Mammals which do not possess these characteristics are regarded as ritually unclean. The Torah lists four examples of animals that possess one kosher characteristic but not the other. But you are not to eat those that only chew the cud or only have a separate hoof. For example, the camel, the coney and the rabbit are ritually unclean for you, because they chew the cud but don’t have a separate hoof; while the pig is ritually unclean for you, because, although it has a separate and completely divided hoof, it doesn’t chew the cud (11:4-7). The camel and the pig are offered as examples of ritually unclean animals. The camel and the rabbit chew cud, but do not have a separate hoof; while the pig has a separate hoof but does not chew cud.
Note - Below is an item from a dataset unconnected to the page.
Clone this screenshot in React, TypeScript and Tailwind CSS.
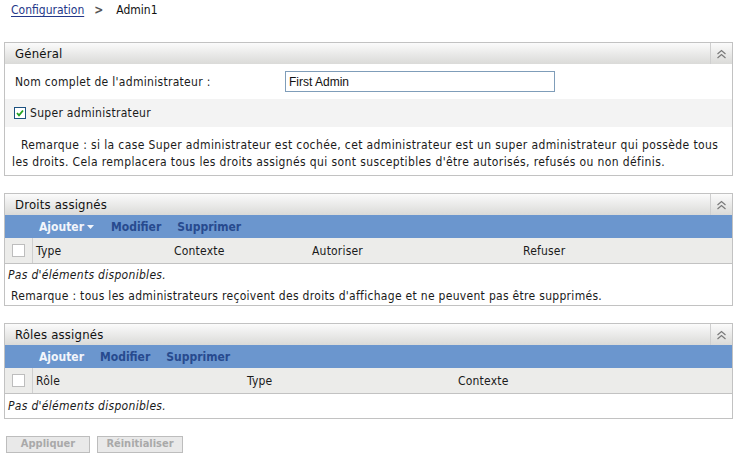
import React from "react";

function Collapse() {
  return (
    <div className="w-[22px] self-stretch border-l border-[#cfcfcf] flex items-center justify-center">
      <svg width="11" height="10" viewBox="0 0 11 10" fill="none" stroke="#7a7a7a" strokeWidth="1.2">
        <path d="M1.5 5 L5.5 1.5 L9.5 5" />
        <path d="M1.5 9 L5.5 5.5 L9.5 9" />
      </svg>
    </div>
  );
}

function PanelHeader({ title }: { title: string }) {
  return (
    <div className="h-[21px] flex items-center bg-gradient-to-b from-[#fbfbfb] to-[#dadad8]">
      <div className="flex-1 pl-[10px] text-[13px] text-[#111] leading-none tracking-[0.2px]">{title}</div>
      <Collapse />
    </div>
  );
}

function Box() {
  return <div className="w-[13px] h-[13px] bg-white border border-[#bdbdbd]" />;
}

export default function App() {
  return (
    <div className="w-[741px] h-[458px] bg-white font-['DejaVu_Sans_Condensed','DejaVu_Sans',sans-serif] text-[12px] text-[#1a1a1a] overflow-hidden">
      {/* breadcrumb */}
      <div className="h-[42px] pl-[11px] pt-[3px] flex items-start text-[12px] leading-[15px]">
        <span className="text-[#24388a] underline underline-offset-2">Configuration</span>
        <span className="ml-[10px] font-bold text-[#555]">&gt;</span>
        <span className="ml-[13px] text-[#111]">Admin1</span>
      </div>

      <div className="tracking-[0.3px]">
        {/* Général */}
        <div className="ml-[4px] w-[729px] border border-[#c2c2c2]">
          <PanelHeader title="Général" />
          <div className="h-[35px] flex items-center">
            <div className="w-[280px] pl-[10px]">Nom complet de l'administrateur :</div>
            <div className="w-[270px] h-[21px] border border-[#7f9db9] flex items-center pl-[3px] font-['Liberation_Sans',sans-serif] text-[12px] tracking-normal text-[#111]">
              First Admin
            </div>
          </div>
          <div className="h-[28px] bg-[#f3f3f3] flex items-center pl-[9px]">
            <div className="w-[12px] h-[12px] border border-[#1c5180] bg-white flex items-center justify-center">
              <svg width="8" height="8" viewBox="0 0 8 8">
                <path d="M1 4 L3 6.3 L7 1.5" stroke="#21a121" strokeWidth="1.8" fill="none" />
              </svg>
            </div>
            <span className="ml-[4px]">Super administrateur</span>
          </div>
          <div className="pt-[10px] pb-[4px] pl-[7px] pr-[4px] leading-[17px] indent-[9px] tracking-[0.38px]">
            Remarque : si la case Super administrateur est cochée, cet administrateur est un super administrateur qui possède tous
            les droits. Cela remplacera tous les droits assignés qui sont susceptibles d'être autorisés, refusés ou non définis.
          </div>
        </div>

        {/* Droits assignés */}
        <div className="ml-[4px] mt-[17px] w-[729px] border border-[#c2c2c2]">
          <PanelHeader title="Droits assignés" />
          <div className="h-[23px] bg-[#6b96ce] flex items-center pl-[34px] font-bold text-[12px] tracking-normal">
            <span className="text-[#f2f5fb]">Ajouter</span>
            <svg className="ml-[3px]" width="7" height="4" viewBox="0 0 7 4"><path d="M0 0 L7 0 L3.5 4 Z" fill="#f2f5fb" /></svg>
            <span className="ml-[17px] text-[#274a8e]">Modifier</span>
            <span className="ml-[16px] text-[#274a8e]">Supprimer</span>
          </div>
          <div className="h-[26px] bg-[#ececea] border-b border-[#c2c2c2] flex items-stretch tracking-[0.2px]">
            <div className="w-[28px] border-r border-[#cfcfcf] flex items-center pl-[7px]">
              <Box />
            </div>
            <div className="w-[141px] pl-[3px] flex items-center">Type</div>
            <div className="w-[138px] flex items-center">Contexte</div>
            <div className="w-[211px] flex items-center">Autoriser</div>
            <div className="flex-1 flex items-center">Refuser</div>
          </div>
          <div className="h-[22px] flex items-center pl-[3px] italic">Pas d'éléments disponibles.</div>
          <div className="h-[19px] flex items-center pl-[6px]">
            Remarque : tous les administrateurs reçoivent des droits d'affichage et ne peuvent pas être supprimés.
          </div>
        </div>

        {/* Rôles assignés */}
        <div className="ml-[4px] mt-[17px] w-[729px] border border-[#c2c2c2]">
          <PanelHeader title="Rôles assignés" />
          <div className="h-[23px] bg-[#6b96ce] flex items-center pl-[34px] font-bold text-[12px] tracking-normal">
            <span className="text-[#f2f5fb]">Ajouter</span>
            <span className="ml-[16px] text-[#274a8e]">Modifier</span>
            <span className="ml-[16px] text-[#274a8e]">Supprimer</span>
          </div>
          <div className="h-[26px] bg-[#ececea] border-b border-[#c2c2c2] flex items-stretch tracking-[0.2px]">
            <div className="w-[28px] border-r border-[#cfcfcf] flex items-center pl-[7px]">
              <Box />
            </div>
            <div className="w-[214px] pl-[3px] flex items-center">Rôle</div>
            <div className="w-[211px] flex items-center">Type</div>
            <div className="flex-1 flex items-center">Contexte</div>
          </div>
          <div className="h-[24px] flex items-center pl-[3px] italic">Pas d'éléments disponibles.</div>
        </div>
      </div>

      {/* buttons */}
      <div className="mt-[17px] pl-[6px] flex gap-[7px]">
        <div className="w-[84px] h-[17px] border border-[#bdbdbd] bg-[#e9e9e9] flex items-center justify-center font-bold text-[11px] text-[#a9a9a9]">
          Appliquer
        </div>
        <div className="w-[86px] h-[17px] border border-[#bdbdbd] bg-[#e9e9e9] flex items-center justify-center font-bold text-[11px] text-[#a9a9a9]">
          Réinitialiser
        </div>
      </div>
    </div>
  );
}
From a casual observance, a pig appears to be kosher. It has cloven hooves, but it does not chew cud. The rabbis teach that the pig is symbolic of hypocrisy. One who puts on an exterior show of righteousness is likened to a pig. “When the swine is lying down it puts out its cloven hoofs, as if to say,”I am clean” (Gen Rabbah 65:1).163
Although the Torah says: You are not to eat meat from these or touch their carcasses; they are ritually unclean for you (11:8), and you are not to make yourself ritually unclean by touching them (11:43), these prohibitions have always been understood with respect to the violation of entering the Tabernacle/Temple while in a state of ritual uncleanness. The sages understood this as applying only to the pilgrims entering Jerusalem and the Temple for the festivals. This is made clear in the Talmud as follows: Rabbi Yitzchak said, “A man should purify himself ritually for the pilgrimage festival, as it is written: You shall not touch their carcasses (11:8). It has been taught in the same regard concerning where it says: you are not to make yourself ritually unclean by touching them (11:43). I might interpret the verse to mean that ordinary Israelites are cautioned not to touch the carcases of unclean animals. Therefore, it says in another passage: Say to the priests, the sons of Aaron . . . cautioning them against becoming ritually unclean from a corpse (21:1), but other Israelites are not cautioned. May we not then argue form the lesser to the greater (kal v’homer)? If in the case of serious ritual uncleanness, like corpse contamination, the priests are cautioned while the common Israelites are not cautioned, how much less are the Israelites to be cautioned in the case of an insignificant ritual uncleanness, like, for example, contamination from carcasses! So how should I understand the commandment that says: You shall not touch their carcasses (11:8)? I understand it to mean that you shall not touch their carcasses on the pilgrimage festivals when the common Israelite must enter the Temple compound (Rosh Ha’Shanah 16b quoting Leviticus 11:8, 43 and 21:1). Rabbi Yitzchak’s explanation may skirt the issue to some degree, but his logic formed the standard of the halachah.164
In the final analysis, today Messianic Jews and Gentiles have the freedom in Messiah to choose whether they want to eat kosher or not (see the commentary on First Corinthians Bm – The Weaker Brother or Sister).